Sunday, July 20, 2025

A GEOGRAPHY OF BLOOD

Candace Savage. A GEOGRAPHY OF BLOOD: UNEARTHING MEMORY from a PRAIRIE LANDSCAPE. Greystone, 2012.


She is shocked by her own lack of knowledge. She uses the term "incomer" rather than settler or newcomer. She goes out from Eastend seeking stories. Wallace Stegner. Chimney Coulee. Trex centre. Fort Walsh. Cyprus Hills and surroundings. I made notes. I found several useful bits to apply to my WIP, Flying Backwards.

Wednesday, July 16, 2025

DANIEL MARTIN

 John Fowles. DANIEL MARTIN. Collins, 1977.



Re-read this old novel for about the 3rd or 4th time and wrote about it on my Substack newsletter, One Lonely Writer. The final scene ends here, at this Rembrandt self-portrait in Kenwood House, London. At 670 pages, I am counting this as equivalent to 3 novels read.

ELEVATOR PITCH

 Linwood Barclay. ELEVATOR PITCH. Penguin, Random House, Doubleday, 2019.



Found a good copy in a thrift store. I do not often choose this writer because I find his stories just too scary. This one, not too bad. 3 or 4 gory scenes, and a plot designed to make me never step into an elevator again, but...The plot kept me reading fast. Mother-daughter protagonists kept me cheering. The father/son conflicts were sadly believable. And the karma coming to a cruel politician, well, yes, bring it on.  

The ZOOKEEPER'S WIFE

 Diane Ackerman. The ZOOKEEPER'S WIFE: A War Story. Norton, 2007. 

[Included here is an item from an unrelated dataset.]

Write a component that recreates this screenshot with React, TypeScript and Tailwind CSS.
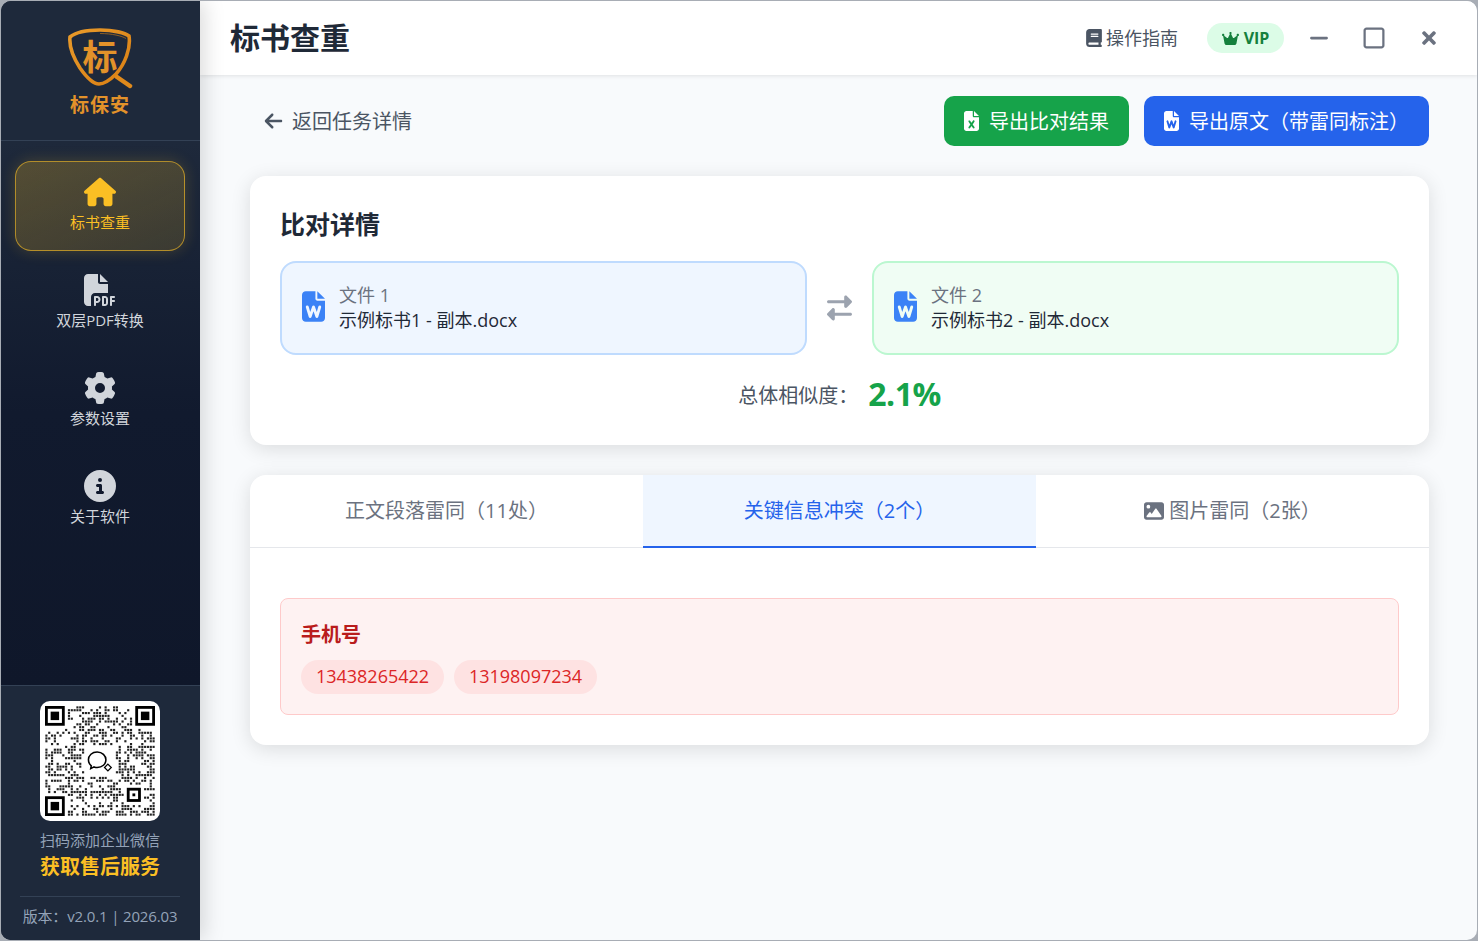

Our book club selection for July. Not a title I would have chosen, but well worth a read. About Nazi occupation of Poland, as told from the perspective of Antonina, the wife of Jan Zabinski, keeper of the Warsaw Zoo. Excerpts from Antonina's diary made me wish I were reading it rather than snippets. But it is also true that reader needs the context supplied by the journalist writer's research into the people who come into the family's life, including those who caused such destruction of the animal and human lives. Jan is working with the Polish Resistance, the Underground, while Antonina looks after the children and the guests hiding in plain sight or not, amongst the regular staff working in the zoo. Details of the revolt and massacre in the Warsaw Ghetto. Glimpses into the horrendous uncertainty of those trying to survive under a murderous regime. I was happy to learn more of the Polish details and customs, of the good people like Antonina, a Catholic, helping out Jewish neighbours simply because it was the right thing to do. I could not help thinking of the people living under similar conditions today, in Gaza, in the USA, pursued by government forces, incarcerated without rights, shipped elsewhere to die.

Saturday, July 5, 2025

LUNA

 Sharon Butala. LUNA. Harper, 1988.


Enjoyed reading this story of the lives of women in rural Saskatchewan at the end of the 20th century. Although the emphasis on community feels a bit romanticized, and the emphasis on the inability to make a living in agriculture is a bit dismal, the variety of reactions from the variety of women, of all ages, is enlightening. As is the unimaginative, often dismissive attitude of the men towards their wives and daughters and the assumption that only the man makes the decisions.

I did feel that the cramped format of the book was rushed and did not do the novel justice. It seemed to lack room to breathe or space to pause and take stock. The plot about an unplanned teen pregnancy made me even more glad to have matured after the invention of the pill although I do agree with one of the narrator's points, that even when we know, many important truths are not transmitted from one generation to the next in time, before it is too late. Another kind of cultural failure.

The descriptions of the natural setting are achingly beautiful. 

Found this copy in the bargain bins outside the Bookman.

THE REINVENTION OF LOVE

 Helen Humphreys. T he REINVENTION of LOVE. HarperCollins, 2011.  A young writer and reviewer, Sainte-Beuve, has an affair with Victor Hugo...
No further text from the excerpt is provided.